As the 30th anniversary of Ruby Ridge approaches, the FBI functions as a Geheime Staatspolizei, an American Gestapo making summary arrests in the dead of night, with a show of overwhelming force. The FBI is also the American Komitet Gosudarstvennoy Bezopasnosti, a KGB involved in stagecraft such as the Whitmer kidnap plot. The FBI lost in court but agent Steven D’Antuono, in charge of the entrapment operation, was promoted to assistant director of the Washington DC field office. In the style of Larry Potts, a botched operation leads to promotion.

Some two months after the Ruby Ridge milestone come the midterms. Should the same massive irregularities of 2020 accompany those elections, embattled Americans might launch major pushback. And 2024 is just down the road.

“If the next presidential election is curated by the usual suspects, Soros, Zuckerberg, and the Democratic National Committee,” Roger Kimball explains, a few million people might begin “acting like Black Lives Matter during the summer of 2020.” As Kimball wonders, “what then?” If Ruby Ridge is any indication, the FBI would martial massive military force, including snipers like Lon Horiuchi. He was also present at Waco in 1993, where 76 perished, including 28 children.
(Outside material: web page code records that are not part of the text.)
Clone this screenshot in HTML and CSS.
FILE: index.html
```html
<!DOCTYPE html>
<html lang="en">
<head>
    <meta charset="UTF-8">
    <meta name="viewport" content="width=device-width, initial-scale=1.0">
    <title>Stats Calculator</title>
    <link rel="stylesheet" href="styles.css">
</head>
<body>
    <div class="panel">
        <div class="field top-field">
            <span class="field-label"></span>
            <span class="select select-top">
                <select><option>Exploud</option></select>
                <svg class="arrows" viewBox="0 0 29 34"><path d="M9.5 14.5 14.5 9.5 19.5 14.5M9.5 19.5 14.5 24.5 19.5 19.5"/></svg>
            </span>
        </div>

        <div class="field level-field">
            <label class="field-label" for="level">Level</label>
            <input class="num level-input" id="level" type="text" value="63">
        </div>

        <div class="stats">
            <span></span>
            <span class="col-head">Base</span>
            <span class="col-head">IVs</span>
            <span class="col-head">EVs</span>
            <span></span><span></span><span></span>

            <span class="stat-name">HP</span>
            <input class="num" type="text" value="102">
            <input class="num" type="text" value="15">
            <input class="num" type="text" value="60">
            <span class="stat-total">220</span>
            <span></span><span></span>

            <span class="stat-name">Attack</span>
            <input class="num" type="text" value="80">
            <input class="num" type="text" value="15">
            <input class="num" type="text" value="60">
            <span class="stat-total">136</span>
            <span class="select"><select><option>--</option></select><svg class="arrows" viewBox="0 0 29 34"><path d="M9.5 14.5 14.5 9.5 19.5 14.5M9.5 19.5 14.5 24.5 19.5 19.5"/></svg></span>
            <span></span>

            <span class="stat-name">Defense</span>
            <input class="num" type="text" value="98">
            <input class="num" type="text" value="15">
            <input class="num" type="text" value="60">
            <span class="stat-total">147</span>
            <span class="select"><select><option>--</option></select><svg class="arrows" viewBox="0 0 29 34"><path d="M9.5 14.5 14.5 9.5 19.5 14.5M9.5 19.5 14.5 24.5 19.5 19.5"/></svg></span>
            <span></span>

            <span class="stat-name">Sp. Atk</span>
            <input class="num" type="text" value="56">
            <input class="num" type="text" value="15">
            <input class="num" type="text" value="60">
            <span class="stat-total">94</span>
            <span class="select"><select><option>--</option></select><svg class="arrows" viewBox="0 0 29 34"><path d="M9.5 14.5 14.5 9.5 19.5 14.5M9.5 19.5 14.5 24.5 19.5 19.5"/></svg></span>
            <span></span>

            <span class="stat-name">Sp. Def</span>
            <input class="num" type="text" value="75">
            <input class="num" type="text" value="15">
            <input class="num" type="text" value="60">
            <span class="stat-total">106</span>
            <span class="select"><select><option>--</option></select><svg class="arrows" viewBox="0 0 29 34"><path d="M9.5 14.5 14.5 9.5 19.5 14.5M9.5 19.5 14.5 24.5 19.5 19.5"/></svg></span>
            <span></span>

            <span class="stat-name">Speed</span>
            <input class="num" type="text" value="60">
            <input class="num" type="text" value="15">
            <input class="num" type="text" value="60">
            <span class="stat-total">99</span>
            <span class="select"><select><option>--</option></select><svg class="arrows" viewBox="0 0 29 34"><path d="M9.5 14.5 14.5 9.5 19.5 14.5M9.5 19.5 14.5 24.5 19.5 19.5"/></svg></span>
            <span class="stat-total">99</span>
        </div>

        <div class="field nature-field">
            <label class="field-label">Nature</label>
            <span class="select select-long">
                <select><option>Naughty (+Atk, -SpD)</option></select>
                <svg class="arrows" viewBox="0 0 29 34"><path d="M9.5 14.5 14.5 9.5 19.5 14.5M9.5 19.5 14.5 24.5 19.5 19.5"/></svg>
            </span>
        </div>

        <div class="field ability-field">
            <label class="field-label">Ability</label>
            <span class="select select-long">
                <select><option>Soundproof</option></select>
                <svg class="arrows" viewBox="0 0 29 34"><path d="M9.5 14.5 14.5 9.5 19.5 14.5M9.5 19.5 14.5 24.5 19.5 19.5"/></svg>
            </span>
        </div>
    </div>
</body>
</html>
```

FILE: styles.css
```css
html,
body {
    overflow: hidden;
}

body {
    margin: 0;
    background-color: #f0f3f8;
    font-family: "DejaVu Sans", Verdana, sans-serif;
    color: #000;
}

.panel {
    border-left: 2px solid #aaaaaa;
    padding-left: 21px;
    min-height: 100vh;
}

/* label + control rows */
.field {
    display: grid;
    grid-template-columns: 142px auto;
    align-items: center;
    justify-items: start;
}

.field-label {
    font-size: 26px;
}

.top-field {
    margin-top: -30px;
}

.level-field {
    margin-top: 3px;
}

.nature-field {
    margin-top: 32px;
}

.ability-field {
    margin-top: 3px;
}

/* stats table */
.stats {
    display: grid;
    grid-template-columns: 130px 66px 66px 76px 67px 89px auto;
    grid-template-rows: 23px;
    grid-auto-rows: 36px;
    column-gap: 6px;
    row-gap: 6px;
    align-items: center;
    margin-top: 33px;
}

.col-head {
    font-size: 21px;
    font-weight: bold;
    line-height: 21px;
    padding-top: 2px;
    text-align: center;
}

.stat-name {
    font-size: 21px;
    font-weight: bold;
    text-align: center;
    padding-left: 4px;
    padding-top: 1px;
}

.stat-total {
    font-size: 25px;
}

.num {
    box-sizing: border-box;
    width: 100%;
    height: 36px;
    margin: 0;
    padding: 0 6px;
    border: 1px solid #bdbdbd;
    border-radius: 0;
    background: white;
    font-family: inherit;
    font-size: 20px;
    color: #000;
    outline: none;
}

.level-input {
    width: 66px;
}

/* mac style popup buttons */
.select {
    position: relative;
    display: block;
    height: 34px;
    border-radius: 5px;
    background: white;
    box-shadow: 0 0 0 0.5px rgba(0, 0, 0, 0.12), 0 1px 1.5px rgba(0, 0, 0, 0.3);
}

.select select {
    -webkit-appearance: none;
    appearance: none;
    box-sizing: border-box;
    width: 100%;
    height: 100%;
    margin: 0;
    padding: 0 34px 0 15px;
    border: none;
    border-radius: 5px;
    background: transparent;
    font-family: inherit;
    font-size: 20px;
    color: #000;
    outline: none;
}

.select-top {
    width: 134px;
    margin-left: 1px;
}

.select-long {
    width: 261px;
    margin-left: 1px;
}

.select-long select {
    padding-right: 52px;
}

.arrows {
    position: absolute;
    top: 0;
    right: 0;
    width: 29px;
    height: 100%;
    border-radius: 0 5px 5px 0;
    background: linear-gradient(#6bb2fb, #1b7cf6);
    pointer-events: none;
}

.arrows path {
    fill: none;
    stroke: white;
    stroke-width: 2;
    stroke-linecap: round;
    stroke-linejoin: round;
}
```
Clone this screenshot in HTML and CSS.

“Desire to wage war on ordinary Americans—to disadvantage them and even to kill them—had long been bubbling in the ruling class’s basements,” wrote the late Angelo Codevilla, citing documents such as Hot Spots of Terrorism and Other Crimes in the United States, 1979-2008. This Department of Homeland Security study classified persons judged “suspicious of centralized federal authority” and “reverent of individual liberty” as “extreme right wing terrorists.”

For Codevilla, “the countless, nearly identical pronouncements from on high in recent days can be taken as an announcement that the ruling class has raised them into its forceful mainstream.” Moving forward in America, the struggle against FBI violence is the struggle of memory against forgetting.